The room was packed with some seventy people who, historically, have been all but ignored by the city’s former political machines. Sure, some of the people here may be paid lip service in the immediate run-up to the election: a photo-op, a promise to encourage diversity or something along those lines. It doesn’t tend to go much farther than that.

Regardless, the room was full, the people attentive. I’ve been to a lot of nomination meetings; few have had this kind of turnout.
I would have assumed these people would be the most disinterested, not for lack of understanding or being able to devote the necessary time, but simply because they’ve been ignored for so long. It goes to show the conventional thinking – much like conventional politics in general – isn’t worth much.
The people gathered care. They were willing to sacrifice a precious day off to do their civic duty and implicate themselves in the process by which we might actually turn things around in our city.
Ms. Dey made a fully bilingual presentation; two languages are required to cover all bases, so to speak, with children translating into other languages in whispers for their grandparents. She mentioned she wants an ethics code, greater operational transparency, a system of checks and balances – some people’s eyes lit up, incredulous.
Why doesn’t this exist already? Why does it always seem that Montreal is missing the bare minimum requirements for a sustainable democracy?
Ms. Dey pushed on into new territory with a point made by several Projet Montreal candidates: she wants an audit. Audit the borough, audit the city, audit the departments, audit everything to see precisely where and how we’re wasting so much of our tax revenue.
The idea of an audit is wise, though it would be a hard sell. That said, it could result in a cheaper government to run.
Again, it makes me wonder why we’re not already doing it on a yearly basis. Cries of corruption in municipal politics and local construction firms date back to before the war. Despite its historical precedence, I would argue strongly that we not consider inherent corruption as an element of our culture.
Ms. Dey continued, pointing out the lack of vital community space for such a diverse, growing population. As an example, she mentioned that the Filipino Chess Club was thrown out of their former informal home – a Tim Horton’s.
In communities such as these, the demand for community space far outweighs what’s available, another victim of ‘traditional’ thinking which stipulates, ignorantly, that recent arrivals don’t have time for trivial social gatherings. The reality is quite different.
Recent arrivals not only need a lot of community space, but they actually make good use of it. Every room in this office block turned community centre was occupied; once we were done we were hurried out so the room could be converted for a reception.
The lack of available space is itself not too far removed from another point underlined by the candidate: most people who live in Darlington don’t know who their representatives are, simply because they haven’t bothered to introduce themselves to the locals. It’s hard to mobilize for a higher quality of life when you have not only never met your municipal representative, but further still, that the individual in question spends half the year golfing in Florida, or is otherwise ‘too busy’ to meet with his or her constituents.

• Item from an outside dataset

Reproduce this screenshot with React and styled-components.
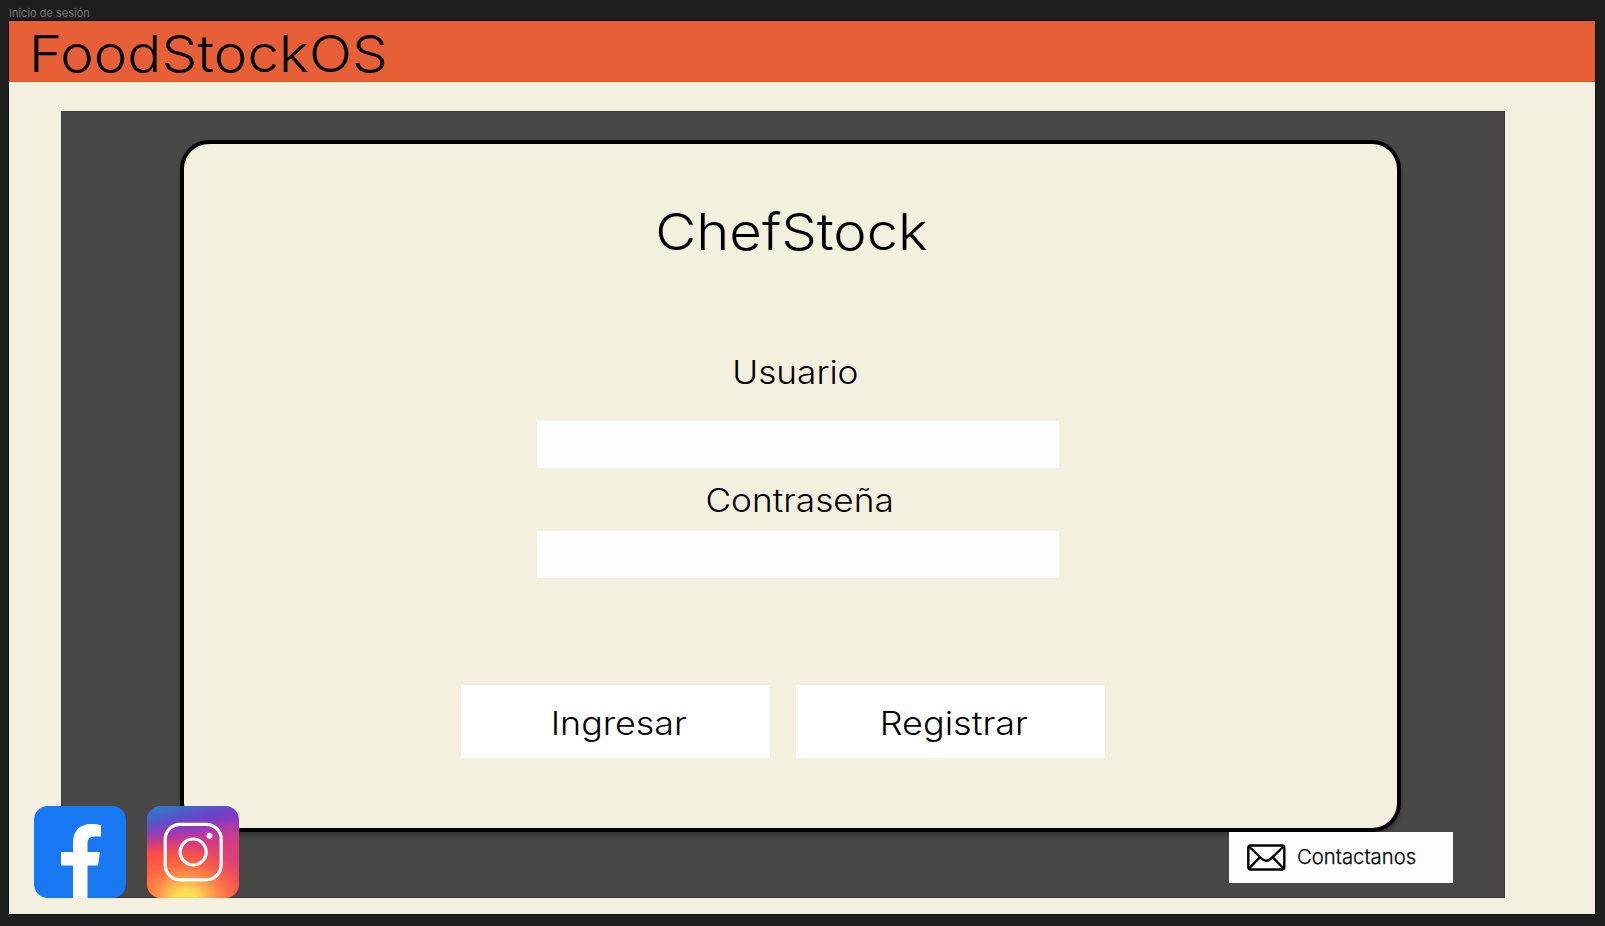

This is on purpose. Our governments have been of the ‘laissez-faire’ variety that tends to shun civic engagement of any kind, largely because that gets in the way of private real estate interests, which, as we’re now becoming aware, seem to have dominated Montreal City Hall for about two decades.
The people of Darlington are committed citizens, engaged and neighbourly. They have no interest in private real estate deals. They need jobs, they need a housing plan, they need community-focused politicians to take on the slum lords who’ve rendered so much of the area’s so-called ‘affordable housing’ roach infested, leaky, mouldy and more.
What a sick city we live in. I would’ve expected nonsense like this back before the war, but today? In 2013? Ça n’a pas d’allure!
Ms. Dey was the only candidate Projet Montreal nominated for the district but the party took a vote anyways. It left an impression.
Whereas other groups would do this by acclamation, Projet Montreal actually went to the trouble of recording the vote. In that sense, Ms. Dey was elected to represent the party, a small yet nonetheless telling detail. The fact that there was a vote actually attaches the candidate to the people she aims to represent.
I’m sure some would deride this as mere pageantry, but I see it otherwise. At the very least it’s thorough; it doesn’t cut corners.
We should expect nothing less from our elected representatives; we go to the polls November 3rd.